His son shyly hides behind his parents. Squirming on a bed that he shares with both parents, the toddler peeks over his mother's shoulders.
Guo's wife, Ge, is pregnant with their second child. They plan to pay a fine -- about $1,500 -- for violating the country's One Child Policy. Ge plans to give birth in her village in Hefei province.
Their reasoning for having a second child pertains to their migrant worker status.
"If something went wrong, and you lost your only child, then you would grow old alone," Guo said. "You'd at least want two, no? One is just not enough. Especially for us, villagers. The city and the village -- it is not the same.
"When people get old in the city they can just be sent to the old people's home, where as if we grow old, we can only rely on our children," his wife added. "We don't have any pension. We don't have any hope or anything. All of that we put it on the shoulders of our children. So if there aren't enough kids, and something goes wrong, we are also done for."
They acknowledge that raising a second child adds financial pressures; but in a way, a second child provides a security net in a society where migrant workers do not have one.
While people in the cities have pensions, Ge said their village has nothing.
Chinese media, including state-run news agencies, have reported on the difficulties faced by migrant workers.
For example, the children of migrant workers cannot go to the same school as the city kids. They've been called "liu dong er tong," which means floating children, because of the question of where they can go to school and how they'll be able to afford it.
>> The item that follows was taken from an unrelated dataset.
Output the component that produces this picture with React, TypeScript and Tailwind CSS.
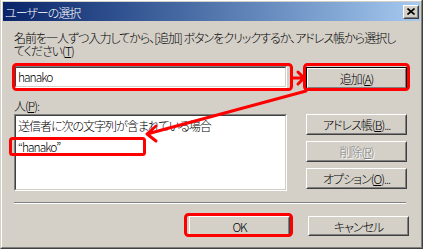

Migrant children have to pay for private schooling, said the author Bandurski, who taught at one for migrant children. In China, calling it "private school" is also misleading, he said.
"They're not getting the same quality of education. It's not even close to their counterparts, 'city kids' although they are city kids," he said.
Without education and opportunities, many children of migrants end up doing the same work as their parents. This continuous cycle has spanned almost four generations, Bandurski said.
"I think in the last 15 to 20 years, it's not a socially mobile society," he said.
And there are signs of unrest. Thousands of workers rioted in Guangdong province early this year after reports that police officers had beaten a migrant teenager in June, according to both Chinese and Western media reports. Tensions also spilled over into violence in the city of Xintang last year when migrant workers clashed with locals after reports that officials had beaten a pregnant migrant worker and her husband.
Some families pin their hopes on their kids to break the cycle by gaining admission into a university.
The chances of that, Bandurski said, are "very very slim."
Guo insists that he wants his son to go to school.
"We villagers don't have many ambitious hopes about our kids, as long as he goes to school and studies hard. Otherwise, we don't have any plans for our kids... I just hope he doesn't do what we are doing."